Stated problem: Drop every picture and give the entries back exactly.

◆ ◆ ◆ ◆ ◆ ◆ ◆

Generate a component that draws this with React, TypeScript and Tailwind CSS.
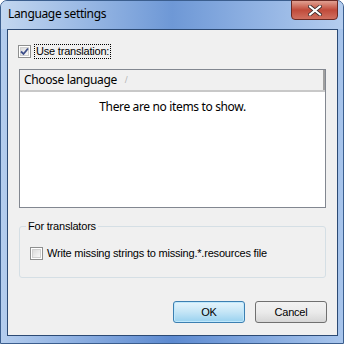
import React from "react";

function Check({ checked }: { checked: boolean }) {
  return (
    <div className="relative w-[13px] h-[13px] border border-[#8e8f8f] bg-white shrink-0">
      <div className="absolute inset-[1px] border border-[#d0d0d0] bg-gradient-to-br from-[#dcdcdc] to-[#f8f8f8]" />
      {checked && (
        <svg className="absolute left-[1px] top-[1px]" width="9" height="9" viewBox="0 0 9 9">
          <path d="M1 4.5 L3.5 7 L8 1.5" fill="none" stroke="#3e4f8a" strokeWidth="1.8" />
        </svg>
      )}
    </div>
  );
}

export default function App() {
  const ui = { fontFamily: '"Noto Sans", "Open Sans", sans-serif', letterSpacing: "-0.35px" };
  const tah = { fontFamily: '"Liberation Sans", Arial, sans-serif', letterSpacing: "-0.2px" };
  return (
    <div className="w-[346px] h-[344px] bg-white">
      <div className="relative w-[344px] h-[344px] rounded-t-[7px] border border-[#3b5e8e] bg-gradient-to-r from-[#b4cdee] via-[#5d8ad0] to-[#a8c5ec] pt-[28px] pl-[6px] pr-[5px] pb-[7px] flex flex-col">
        <div className="absolute left-0 top-0 right-0 h-[28px] bg-gradient-to-r from-[#c3d7f0] via-[#6e98d6] to-[#b4cdef] rounded-t-[6px]" />
        <div className="absolute left-[7px] top-[4px] text-[12px] text-black" style={ui}>
          Language settings
        </div>
        <div className="absolute left-[290px] top-[-1px] w-[47px] h-[20px] rounded-b-[4px] border border-[#6a2a24] bg-gradient-to-b from-[#e0a092] via-[#c04a3a] to-[#d07060] flex items-center justify-center">
          <svg width="14" height="11" viewBox="0 0 14 11">
            <path d="M2 1.5 L12 9.5 M12 1.5 L2 9.5" stroke="#3a2a2a" strokeWidth="3.6" strokeLinecap="square" />
            <path d="M2 1.5 L12 9.5 M12 1.5 L2 9.5" stroke="#ffffff" strokeWidth="2" strokeLinecap="square" />
          </svg>
        </div>
        <div className="relative flex-1 border border-[#2c4a74] bg-[#f0f0f0] flex flex-col">
          <div className="flex items-center mt-[14px] ml-[10px] gap-[3px]">
            <Check checked />
            <span className="text-[11px] leading-[13px] text-black border border-dotted border-black px-[1px]" style={tah}>
              Use translation:
            </span>
          </div>
          <div className="mt-[10px] ml-[11px] w-[307px] h-[139px] border border-[#828790] bg-white flex flex-col">
            <div className="h-[22px] bg-[#f0f0f0] border-b-2 border-[#c8c8c8] flex">
              <div className="w-[305px] border-r-2 border-[#a0a0a0] flex items-center pl-[4px] text-[12px] text-black" style={ui}>
                Choose language
                <span className="ml-[8px] text-[8px] text-[#b0b0b0]">/</span>
              </div>
            </div>
            <div className="text-center text-[12px] mt-[6px] text-black" style={ui}>
              There are no items to show.
            </div>
          </div>
          <div className="relative mt-[18px] ml-[11px] w-[307px] h-[52px] border border-[#d5dfe5] rounded-[3px]">
            <div className="absolute left-[6px] top-[-9px] bg-[#f0f0f0] px-[2px] text-[11px] text-black" style={tah}>
              For translators
            </div>
            <div className="flex items-center mt-[18px] ml-[10px] gap-[4px]">
              <Check checked={false} />
              <span className="text-[11px] text-black" style={tah}>
                Write missing strings to missing.*.resources file
              </span>
            </div>
          </div>
          <div className="mt-auto mb-[12px] flex justify-end gap-[10px] mr-[10px]">
            <button className="w-[72px] h-[22px] rounded-[3px] border border-[#3c7fb1] bg-gradient-to-b from-[#e5f4fc] via-[#c4e5f6] to-[#98d1ef] text-[11px] text-black shadow-[inset_0_0_0_1px_#bfe8fc]" style={tah}>
              OK
            </button>
            <button className="w-[72px] h-[22px] rounded-[3px] border border-[#707070] bg-gradient-to-b from-[#f2f2f2] via-[#ebebeb] to-[#d6d6d6] text-[11px] text-black" style={tah}>
              Cancel
            </button>
          </div>
        </div>
      </div>
    </div>
  );
}
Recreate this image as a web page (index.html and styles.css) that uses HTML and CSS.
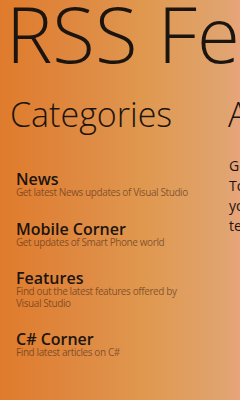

◆ ◆ ◆ ◆ ◆ ◆ ◆

Exercise solution:
Generate a component that draws this with React, TypeScript and Tailwind CSS.
import React from "react";

function Check({ checked }: { checked: boolean }) {
  return (
    <div className="relative w-[13px] h-[13px] border border-[#8e8f8f] bg-white shrink-0">
      <div className="absolute inset-[1px] border border-[#d0d0d0] bg-gradient-to-br from-[#dcdcdc] to-[#f8f8f8]" />
      {checked && (
        <svg className="absolute left-[1px] top-[1px]" width="9" height="9" viewBox="0 0 9 9">
          <path d="M1 4.5 L3.5 7 L8 1.5" fill="none" stroke="#3e4f8a" strokeWidth="1.8" />
        </svg>
      )}
    </div>
  );
}

export default function App() {
  const ui = { fontFamily: '"Noto Sans", "Open Sans", sans-serif', letterSpacing: "-0.35px" };
  const tah = { fontFamily: '"Liberation Sans", Arial, sans-serif', letterSpacing: "-0.2px" };
  return (
    <div className="w-[346px] h-[344px] bg-white">
      <div className="relative w-[344px] h-[344px] rounded-t-[7px] border border-[#3b5e8e] bg-gradient-to-r from-[#b4cdee] via-[#5d8ad0] to-[#a8c5ec] pt-[28px] pl-[6px] pr-[5px] pb-[7px] flex flex-col">
        <div className="absolute left-0 top-0 right-0 h-[28px] bg-gradient-to-r from-[#c3d7f0] via-[#6e98d6] to-[#b4cdef] rounded-t-[6px]" />
        <div className="absolute left-[7px] top-[4px] text-[12px] text-black" style={ui}>
          Language settings
        </div>
        <div className="absolute left-[290px] top-[-1px] w-[47px] h-[20px] rounded-b-[4px] border border-[#6a2a24] bg-gradient-to-b from-[#e0a092] via-[#c04a3a] to-[#d07060] flex items-center justify-center">
          <svg width="14" height="11" viewBox="0 0 14 11">
            <path d="M2 1.5 L12 9.5 M12 1.5 L2 9.5" stroke="#3a2a2a" strokeWidth="3.6" strokeLinecap="square" />
            <path d="M2 1.5 L12 9.5 M12 1.5 L2 9.5" stroke="#ffffff" strokeWidth="2" strokeLinecap="square" />
          </svg>
        </div>
        <div className="relative flex-1 border border-[#2c4a74] bg-[#f0f0f0] flex flex-col">
          <div className="flex items-center mt-[14px] ml-[10px] gap-[3px]">
            <Check checked />
            <span className="text-[11px] leading-[13px] text-black border border-dotted border-black px-[1px]" style={tah}>
              Use translation:
            </span>
          </div>
          <div className="mt-[10px] ml-[11px] w-[307px] h-[139px] border border-[#828790] bg-white flex flex-col">
            <div className="h-[22px] bg-[#f0f0f0] border-b-2 border-[#c8c8c8] flex">
              <div className="w-[305px] border-r-2 border-[#a0a0a0] flex items-center pl-[4px] text-[12px] text-black" style={ui}>
                Choose language
                <span className="ml-[8px] text-[8px] text-[#b0b0b0]">/</span>
              </div>
            </div>
            <div className="text-center text-[12px] mt-[6px] text-black" style={ui}>
              There are no items to show.
            </div>
          </div>
          <div className="relative mt-[18px] ml-[11px] w-[307px] h-[52px] border border-[#d5dfe5] rounded-[3px]">
            <div className="absolute left-[6px] top-[-9px] bg-[#f0f0f0] px-[2px] text-[11px] text-black" style={tah}>
              For translators
            </div>
            <div className="flex items-center mt-[18px] ml-[10px] gap-[4px]">
              <Check checked={false} />
              <span className="text-[11px] text-black" style={tah}>
                Write missing strings to missing.*.resources file
              </span>
            </div>
          </div>
          <div className="mt-auto mb-[12px] flex justify-end gap-[10px] mr-[10px]">
            <button className="w-[72px] h-[22px] rounded-[3px] border border-[#3c7fb1] bg-gradient-to-b from-[#e5f4fc] via-[#c4e5f6] to-[#98d1ef] text-[11px] text-black shadow-[inset_0_0_0_1px_#bfe8fc]" style={tah}>
              OK
            </button>
            <button className="w-[72px] h-[22px] rounded-[3px] border border-[#707070] bg-gradient-to-b from-[#f2f2f2] via-[#ebebeb] to-[#d6d6d6] text-[11px] text-black" style={tah}>
              Cancel
            </button>
          </div>
        </div>
      </div>
    </div>
  );
}
Recreate this image as a web page (index.html and styles.css) that uses HTML and CSS.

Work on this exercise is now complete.